** Begin Supplied data **

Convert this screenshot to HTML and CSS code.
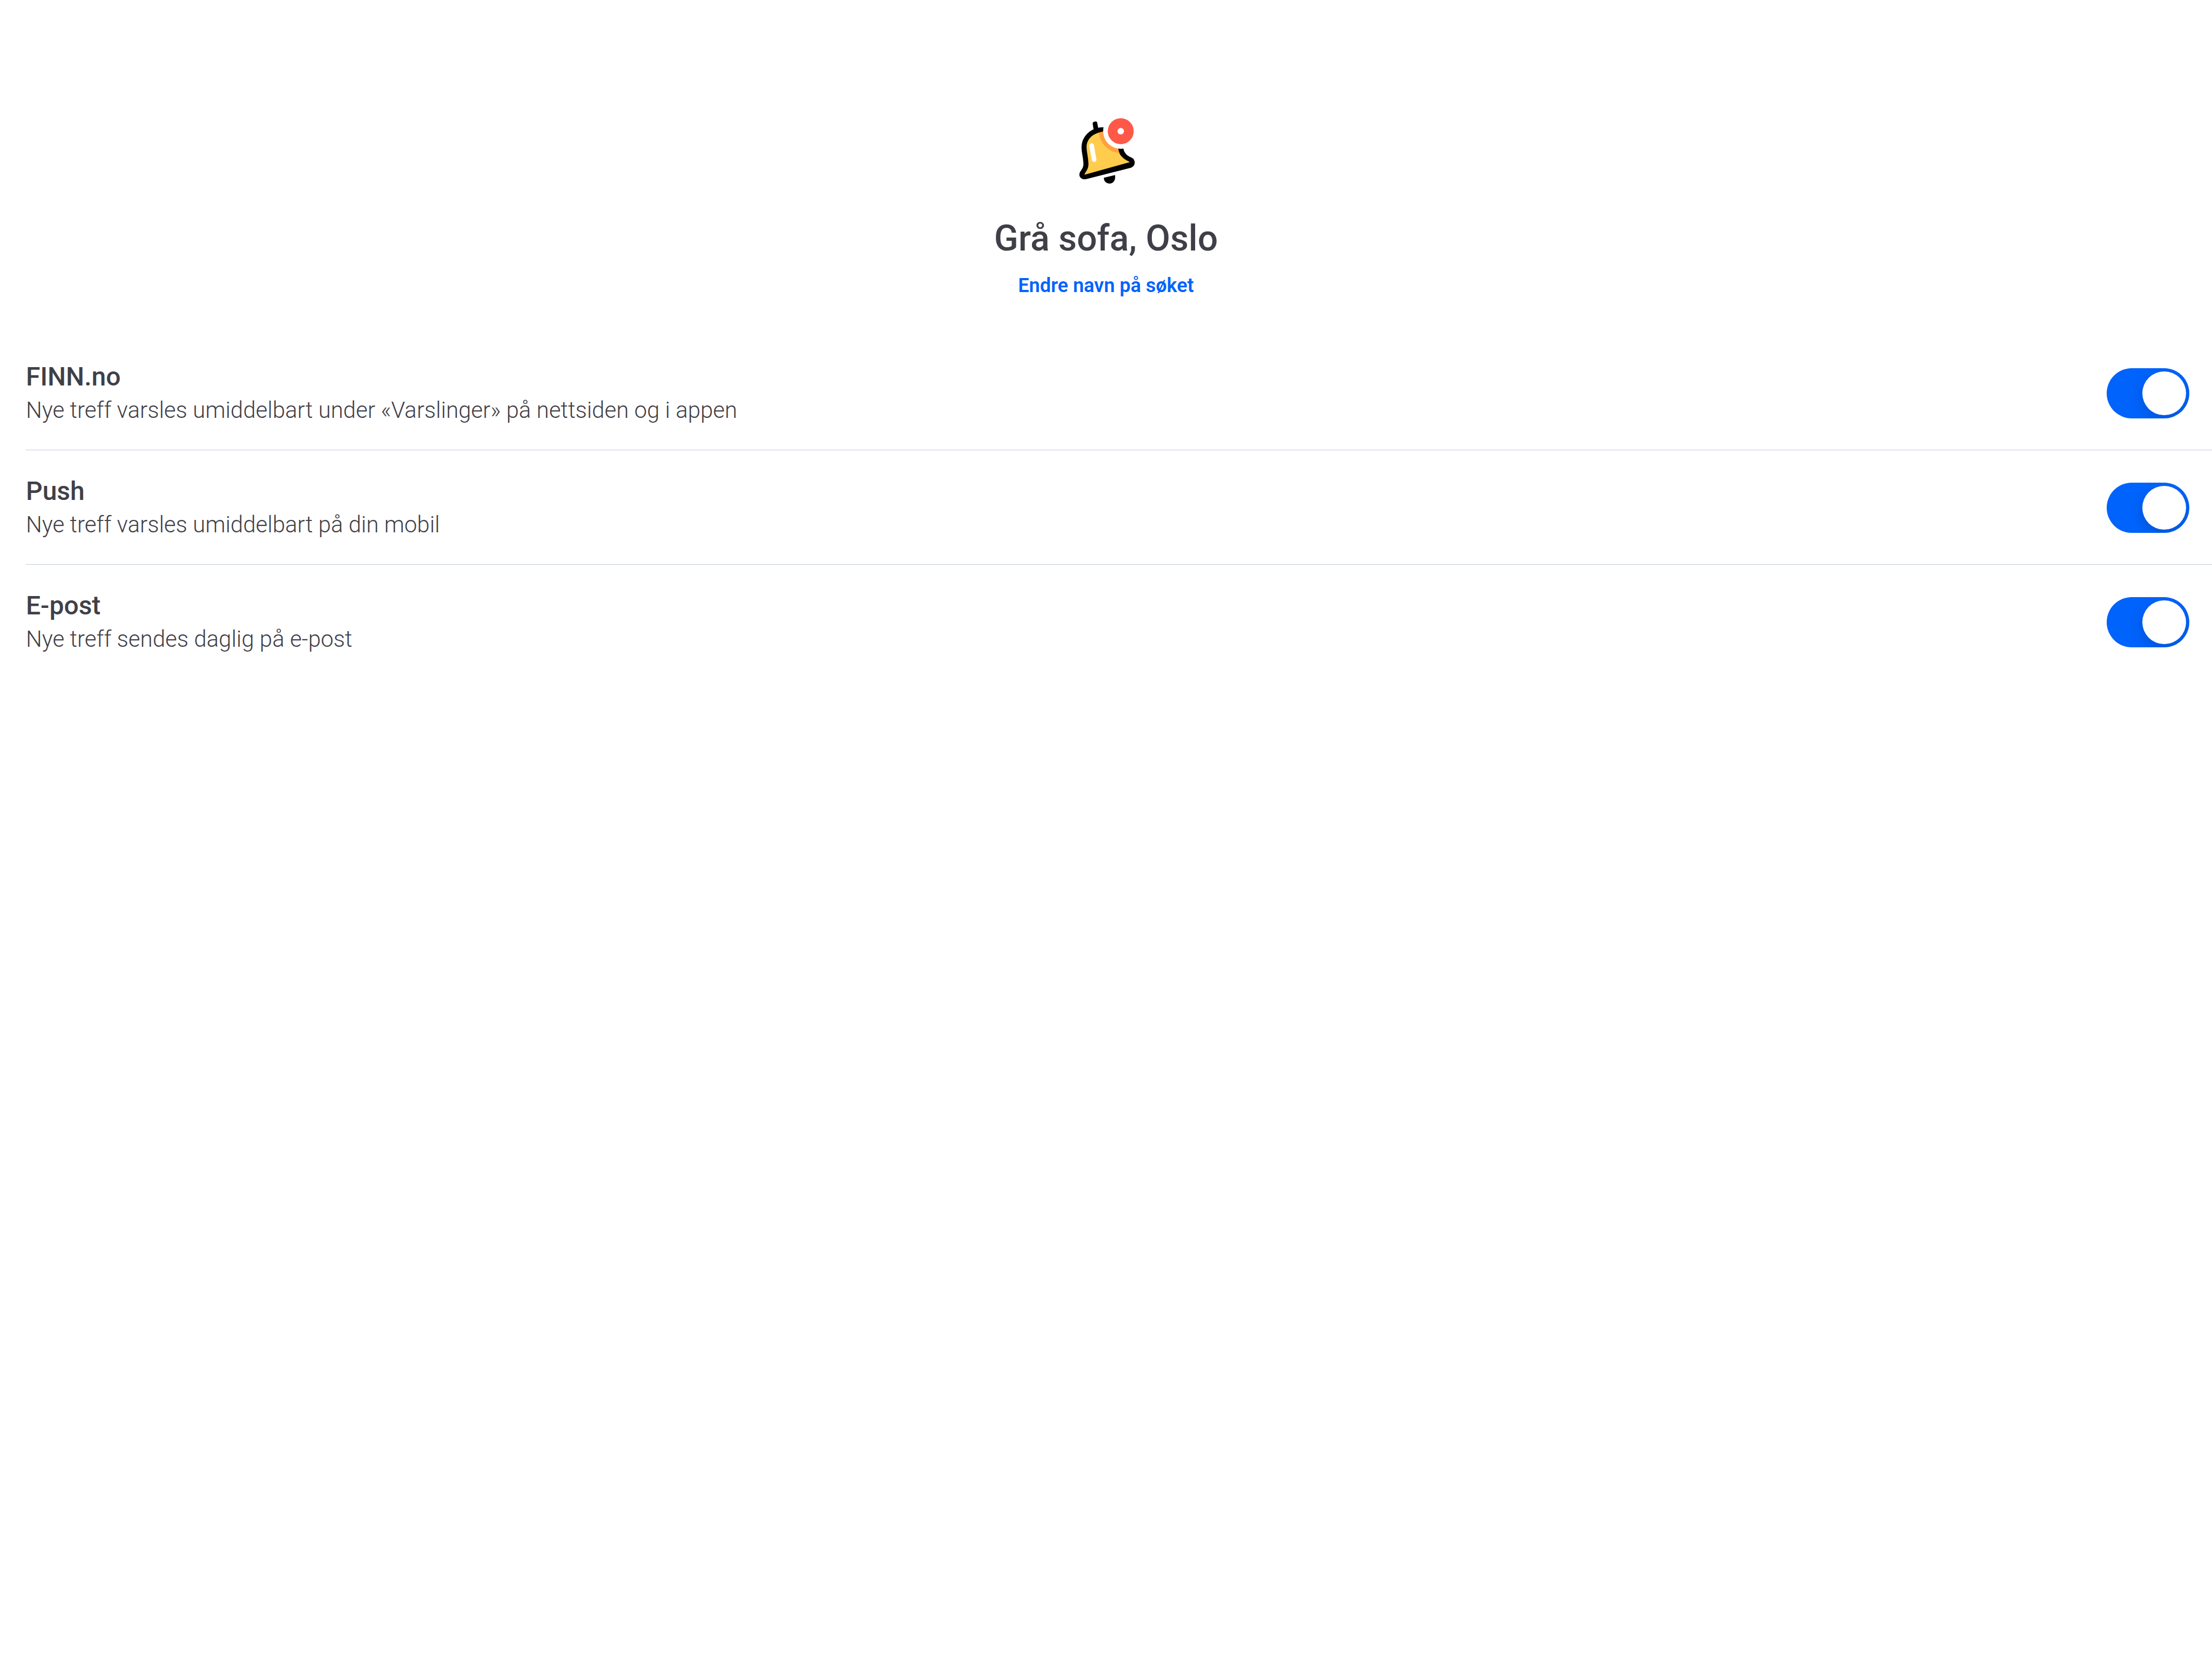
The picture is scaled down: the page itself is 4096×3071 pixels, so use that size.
FILE: index.html
```html
<!DOCTYPE html>
<html lang="no">
<head>
  <meta charset="utf-8">
  <title>Grå sofa, Oslo</title>
  <link rel="stylesheet" href="styles.css">
</head>
<body>
  <main class="page">
    <header class="header">
      <svg class="bell" viewBox="45 48 324 378" aria-hidden="true">
        <defs>
          <clipPath id="bell-body">
            <path d="M230 128C145 128 99 165 99 218C100 248 112 290 109 320C107 340 96 352 86 371L340 301C322 292 308 285 298 274C284 260 279 250 275 226Z"/>
          </clipPath>
        </defs>
        <path d="M133 87Q132 79 139 77L149 75Q157 74 158 82L164 112L138 120Z"/>
        <path d="M230 110L192 107C124 107 71 157 71 218C71 248 85 294 81 320C78 342 59 351 59 371C60 389 78 400 97 395L345 332C361 327 368 314 366 298C362 270 336 278 317 254C309 244 306 238 303 222Z"/>
        <g clip-path="url(#bell-body)">
          <rect x="80" y="128" width="270" height="250" fill="#ffcc4d"/>
          <circle cx="289" cy="129" r="121" fill="#ffa23e"/>
        </g>
        <path d="M127 209L141 287" stroke="#fff" stroke-width="26" stroke-linecap="round"/>
        <circle cx="289" cy="129" r="98" fill="#fff"/>
        <circle cx="289" cy="129" r="72" fill="#ff5848"/>
        <circle cx="289" cy="129" r="18" fill="#fff"/>
        <path d="M195 388L257 373C262 401 248 420 227 420C206 420 195 406 195 388Z"/>
      </svg>
      <h1 class="title">Grå sofa, Oslo</h1>
      <button class="rename" type="button">Endre navn på søket</button>
    </header>
    <ul class="channels">
      <li class="channel">
        <label class="channel-text" for="finn">
          <span class="channel-name">FINN.no</span>
          <span class="channel-info">Nye treff varsles umiddelbart under «Varslinger» på nettsiden og i appen</span>
        </label>
        <input class="toggle" id="finn" type="checkbox" role="switch" checked>
      </li>
      <li class="channel">
        <label class="channel-text" for="push">
          <span class="channel-name">Push</span>
          <span class="channel-info">Nye treff varsles umiddelbart på din mobil</span>
        </label>
        <input class="toggle" id="push" type="checkbox" role="switch" checked>
      </li>
      <li class="channel">
        <label class="channel-text" for="epost">
          <span class="channel-name">E-post</span>
          <span class="channel-info">Nye treff sendes daglig på e-post</span>
        </label>
        <input class="toggle" id="epost" type="checkbox" role="switch" checked>
      </li>
    </ul>
  </main>
</body>
</html>
```
FILE: styles.css
```css
* {
  box-sizing: border-box;
}

body {
  margin: 0;
  background: #fff;
  color: #3f4047;
  font-family: Roboto, "Liberation Sans", sans-serif;
}

.page {
  padding-top: 216px;
}

.header {
  display: flex;
  flex-direction: column;
  align-items: center;
}

.bell {
  width: 108px;
  height: 126px;
}

.title {
  margin: 60px 0 22px;
  font-size: 66px;
  font-weight: 500;
  line-height: 80px;
}

.rename {
  padding: 0;
  border: 0;
  background: none;
  color: #0063fb;
  font-family: inherit;
  font-size: 36px;
  font-weight: 600;
  line-height: 50px;
  cursor: pointer;
}

.channels {
  margin: 68px 0 0;
  padding: 0 0 0 48px;
  list-style: none;
}

.channel {
  display: flex;
  align-items: center;
  justify-content: space-between;
  padding: 44px 42px 43px 0;
}

.channel + .channel {
  border-top: 1px solid #c3ccd9;
}

.channel-text {
  display: flex;
  flex-direction: column;
}

.channel-name {
  font-size: 48px;
  font-weight: 500;
  line-height: 64px;
}

.channel-info {
  font-size: 42px;
  font-weight: 300;
  line-height: 60px;
}

.toggle {
  appearance: none;
  flex: none;
  display: flex;
  justify-content: flex-end;
  width: 153px;
  height: 93px;
  margin: 0;
  padding: 6px;
  overflow: hidden;
  border-radius: 47px;
  background: #0063fb;
  cursor: pointer;
}

.toggle::before {
  content: "";
  width: 81px;
  height: 81px;
  border-radius: 50%;
  background: #fff;
  box-shadow: 0 9px 24px rgba(0, 0, 0, 0.15);
}

.toggle:not(:checked) {
  justify-content: flex-start;
  background: #c3ccd9;
}
```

** End Supplied data **

◆ **Given instruction**:
Print the complete listing exactly as it stands, without its pictures.

◆ **Output for this task**:
Convert this screenshot to HTML and CSS code.
The picture is scaled down: the page itself is 4096×3071 pixels, so use that size.
FILE: index.html
```html
<!DOCTYPE html>
<html lang="no">
<head>
  <meta charset="utf-8">
  <title>Grå sofa, Oslo</title>
  <link rel="stylesheet" href="styles.css">
</head>
<body>
  <main class="page">
    <header class="header">
      <svg class="bell" viewBox="45 48 324 378" aria-hidden="true">
        <defs>
          <clipPath id="bell-body">
            <path d="M230 128C145 128 99 165 99 218C100 248 112 290 109 320C107 340 96 352 86 371L340 301C322 292 308 285 298 274C284 260 279 250 275 226Z"/>
          </clipPath>
        </defs>
        <path d="M133 87Q132 79 139 77L149 75Q157 74 158 82L164 112L138 120Z"/>
        <path d="M230 110L192 107C124 107 71 157 71 218C71 248 85 294 81 320C78 342 59 351 59 371C60 389 78 400 97 395L345 332C361 327 368 314 366 298C362 270 336 278 317 254C309 244 306 238 303 222Z"/>
        <g clip-path="url(#bell-body)">
          <rect x="80" y="128" width="270" height="250" fill="#ffcc4d"/>
          <circle cx="289" cy="129" r="121" fill="#ffa23e"/>
        </g>
        <path d="M127 209L141 287" stroke="#fff" stroke-width="26" stroke-linecap="round"/>
        <circle cx="289" cy="129" r="98" fill="#fff"/>
        <circle cx="289" cy="129" r="72" fill="#ff5848"/>
        <circle cx="289" cy="129" r="18" fill="#fff"/>
        <path d="M195 388L257 373C262 401 248 420 227 420C206 420 195 406 195 388Z"/>
      </svg>
      <h1 class="title">Grå sofa, Oslo</h1>
      <button class="rename" type="button">Endre navn på søket</button>
    </header>
    <ul class="channels">
      <li class="channel">
        <label class="channel-text" for="finn">
          <span class="channel-name">FINN.no</span>
          <span class="channel-info">Nye treff varsles umiddelbart under «Varslinger» på nettsiden og i appen</span>
        </label>
        <input class="toggle" id="finn" type="checkbox" role="switch" checked>
      </li>
      <li class="channel">
        <label class="channel-text" for="push">
          <span class="channel-name">Push</span>
          <span class="channel-info">Nye treff varsles umiddelbart på din mobil</span>
        </label>
        <input class="toggle" id="push" type="checkbox" role="switch" checked>
      </li>
      <li class="channel">
        <label class="channel-text" for="epost">
          <span class="channel-name">E-post</span>
          <span class="channel-info">Nye treff sendes daglig på e-post</span>
        </label>
        <input class="toggle" id="epost" type="checkbox" role="switch" checked>
      </li>
    </ul>
  </main>
</body>
</html>
```
FILE: styles.css
```css
* {
  box-sizing: border-box;
}

body {
  margin: 0;
  background: #fff;
  color: #3f4047;
  font-family: Roboto, "Liberation Sans", sans-serif;
}

.page {
  padding-top: 216px;
}

.header {
  display: flex;
  flex-direction: column;
  align-items: center;
}

.bell {
  width: 108px;
  height: 126px;
}

.title {
  margin: 60px 0 22px;
  font-size: 66px;
  font-weight: 500;
  line-height: 80px;
}

.rename {
  padding: 0;
  border: 0;
  background: none;
  color: #0063fb;
  font-family: inherit;
  font-size: 36px;
  font-weight: 600;
  line-height: 50px;
  cursor: pointer;
}

.channels {
  margin: 68px 0 0;
  padding: 0 0 0 48px;
  list-style: none;
}

.channel {
  display: flex;
  align-items: center;
  justify-content: space-between;
  padding: 44px 42px 43px 0;
}

.channel + .channel {
  border-top: 1px solid #c3ccd9;
}

.channel-text {
  display: flex;
  flex-direction: column;
}

.channel-name {
  font-size: 48px;
  font-weight: 500;
  line-height: 64px;
}

.channel-info {
  font-size: 42px;
  font-weight: 300;
  line-height: 60px;
}

.toggle {
  appearance: none;
  flex: none;
  display: flex;
  justify-content: flex-end;
  width: 153px;
  height: 93px;
  margin: 0;
  padding: 6px;
  overflow: hidden;
  border-radius: 47px;
  background: #0063fb;
  cursor: pointer;
}

.toggle::before {
  content: "";
  width: 81px;
  height: 81px;
  border-radius: 50%;
  background: #fff;
  box-shadow: 0 9px 24px rgba(0, 0, 0, 0.15);
}

.toggle:not(:checked) {
  justify-content: flex-start;
  background: #c3ccd9;
}
```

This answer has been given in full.